The Power of Being Wrong

LifeByMark Installment #5

Have you considered how much effort many of us put into being "right" all of the time?  After all being right, seems, well right... right?!

But what if being right, is wrong?

What if the fear of being wrong is a "bogeyman" who actually has no power?

I grew up in a family that engaged in vigorous (and loud!) debates.  A family where each of us liked to be right.  I spent too much of my life participating in, and/or witnessing this same behavior across other areas of my life.  Along the way, however, I realized that I was putting a lot of energy into "being right".  Energy that could, and should, be spent in better ways.

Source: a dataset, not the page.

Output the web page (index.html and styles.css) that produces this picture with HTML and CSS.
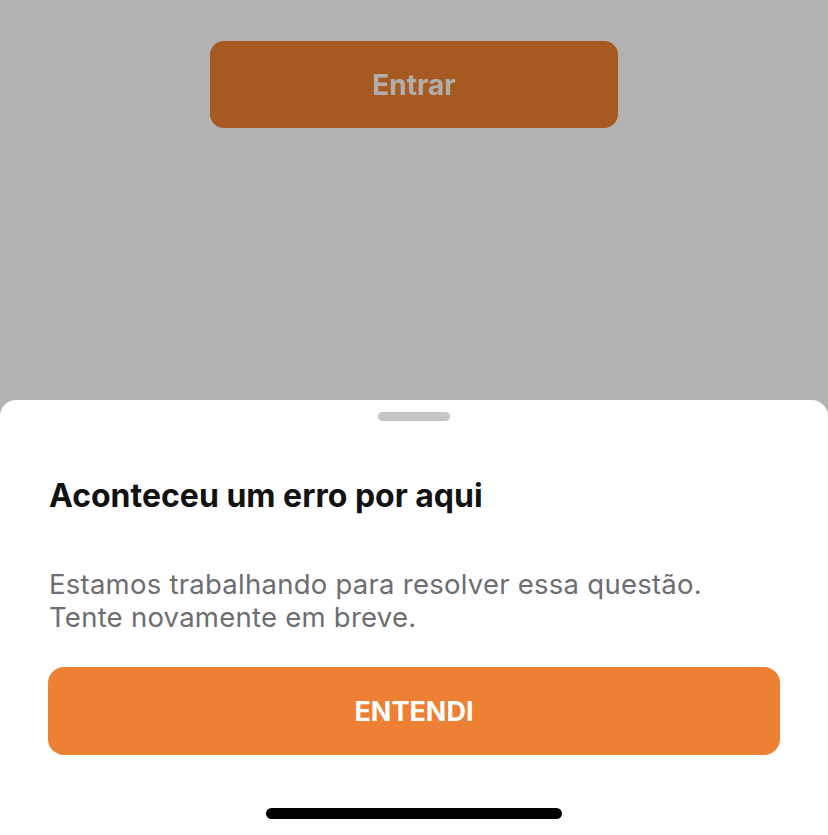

So, many years ago I decided to actively be willing to be wrong.  After I saw the impact it had on me and my relationships, I started calling it The Power of Being Wrong.

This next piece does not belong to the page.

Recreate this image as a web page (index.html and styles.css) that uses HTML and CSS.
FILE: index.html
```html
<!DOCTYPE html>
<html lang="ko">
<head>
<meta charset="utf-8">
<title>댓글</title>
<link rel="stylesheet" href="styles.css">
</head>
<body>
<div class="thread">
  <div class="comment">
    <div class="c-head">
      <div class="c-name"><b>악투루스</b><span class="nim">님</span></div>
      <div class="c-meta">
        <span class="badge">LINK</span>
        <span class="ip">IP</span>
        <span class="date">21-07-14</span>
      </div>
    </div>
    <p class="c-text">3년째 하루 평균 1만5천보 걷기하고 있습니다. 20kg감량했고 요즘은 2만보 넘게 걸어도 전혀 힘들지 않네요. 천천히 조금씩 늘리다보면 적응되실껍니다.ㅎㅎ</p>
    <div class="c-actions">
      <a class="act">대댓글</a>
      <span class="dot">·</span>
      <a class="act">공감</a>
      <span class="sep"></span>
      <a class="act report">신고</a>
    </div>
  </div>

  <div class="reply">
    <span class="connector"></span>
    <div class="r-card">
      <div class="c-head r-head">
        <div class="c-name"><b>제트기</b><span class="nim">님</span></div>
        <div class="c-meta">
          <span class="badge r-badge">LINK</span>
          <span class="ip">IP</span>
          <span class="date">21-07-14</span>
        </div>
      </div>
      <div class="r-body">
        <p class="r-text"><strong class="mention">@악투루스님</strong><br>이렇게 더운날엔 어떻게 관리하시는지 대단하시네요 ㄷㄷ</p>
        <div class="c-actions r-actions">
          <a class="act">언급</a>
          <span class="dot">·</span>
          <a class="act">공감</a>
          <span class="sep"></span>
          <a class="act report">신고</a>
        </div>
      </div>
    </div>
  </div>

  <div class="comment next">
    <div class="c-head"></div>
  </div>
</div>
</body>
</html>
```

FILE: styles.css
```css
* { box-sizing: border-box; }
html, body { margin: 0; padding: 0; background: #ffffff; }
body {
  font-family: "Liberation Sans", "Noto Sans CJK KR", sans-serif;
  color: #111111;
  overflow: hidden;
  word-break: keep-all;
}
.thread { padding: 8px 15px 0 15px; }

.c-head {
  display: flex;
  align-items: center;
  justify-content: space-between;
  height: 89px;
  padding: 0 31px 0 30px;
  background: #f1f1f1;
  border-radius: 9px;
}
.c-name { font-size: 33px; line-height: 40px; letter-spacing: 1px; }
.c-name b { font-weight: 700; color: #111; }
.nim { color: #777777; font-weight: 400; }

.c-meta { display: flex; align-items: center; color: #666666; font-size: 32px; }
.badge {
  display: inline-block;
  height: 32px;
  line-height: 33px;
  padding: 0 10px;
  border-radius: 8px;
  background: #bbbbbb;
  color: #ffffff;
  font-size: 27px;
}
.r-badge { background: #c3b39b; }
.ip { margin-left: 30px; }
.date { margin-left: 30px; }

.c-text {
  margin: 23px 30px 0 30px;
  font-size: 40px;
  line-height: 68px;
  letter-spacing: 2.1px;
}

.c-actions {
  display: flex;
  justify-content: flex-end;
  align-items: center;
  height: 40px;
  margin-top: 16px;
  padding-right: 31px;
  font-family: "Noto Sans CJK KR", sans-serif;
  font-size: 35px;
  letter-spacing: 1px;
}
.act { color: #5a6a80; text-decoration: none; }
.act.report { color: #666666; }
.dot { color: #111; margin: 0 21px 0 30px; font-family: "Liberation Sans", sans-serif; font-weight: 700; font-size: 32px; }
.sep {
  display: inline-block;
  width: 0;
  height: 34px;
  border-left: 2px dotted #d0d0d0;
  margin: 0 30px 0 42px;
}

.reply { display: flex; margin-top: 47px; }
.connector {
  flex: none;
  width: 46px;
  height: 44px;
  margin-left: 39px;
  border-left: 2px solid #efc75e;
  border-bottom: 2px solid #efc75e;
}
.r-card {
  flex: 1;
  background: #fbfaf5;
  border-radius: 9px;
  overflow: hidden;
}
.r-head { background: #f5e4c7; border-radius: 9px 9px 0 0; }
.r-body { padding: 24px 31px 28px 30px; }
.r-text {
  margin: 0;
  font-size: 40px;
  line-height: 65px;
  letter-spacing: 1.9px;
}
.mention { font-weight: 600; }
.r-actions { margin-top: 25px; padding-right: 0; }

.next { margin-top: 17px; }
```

So, what do I mean by The Power of Being Wrong (and why would you want to do it)?

  • When I am willing to be wrong, I learn new things.  If I insist that I am right all of the time, I am not open to new "wrong" ideas.
  • When I am willing to be wrong, I encourage us to collectively find the best answer, not just MY answer.  I present my information more tentatively and am more open to hearing the other person.  I let all of us discover the best answer, and it doesn't matter whose answer it is.  
  • When I am willing to be wrong, I am free to admit when I don't understand something and seek explanation rather than "faking it".
  • When I am willing to be wrong I find it MUCH easier to adopt someone else's (better) position (because I didn't overstate how "right" I was!)
  • When I am willing to be wrong, I often generate respect from others who may even come to my defense.
  • When I am willing to be wrong, I display real self confidence.  My worth is not tied to being "right" about a particular topic.
  • When I am willing to be wrong, I am FREE!  I don't have to pretend to be right or to know things I don't really know or to defend things that are not worth defending.  I can just grow!

Conversely, this is what happens when I insist on being "right":
  • If I refuse to be wrong, I will not learn new, better ideas, because I am already "right".  I am really refusing to grow.
  • If I refuse to be wrong, ironically, I likely generate disrespect from others, who sometimes know I am actually wrong even when I don't admit it.
  • If I refuse to be wrong, I may squelch the opportunity for others to shine, even people I really care about.
  • If I refuse to be wrong, I might cling to disagreements and resentments long term, needlessly destroying relationships.
  • If I refuse to be wrong, I lock myself in a prison of my own making.
I find the willingness to be wrong very freeing.  I can abandon a bad idea in favor of someone else's better idea.  I can learn without feeling like a failure.  I make it so much easier to grow, and I eliminate a major source of conflict with others.

A great book that helped me with some of the thinking behind this is Crucial Conversations by Joseph Grenny , Kerry Patterson, et al.  This is a great book to improve your ability to have difficult conversations in a constructive way.

I hope this edition of LifebyMark made you think.

Are you ready to embrace the Power of Being Wrong?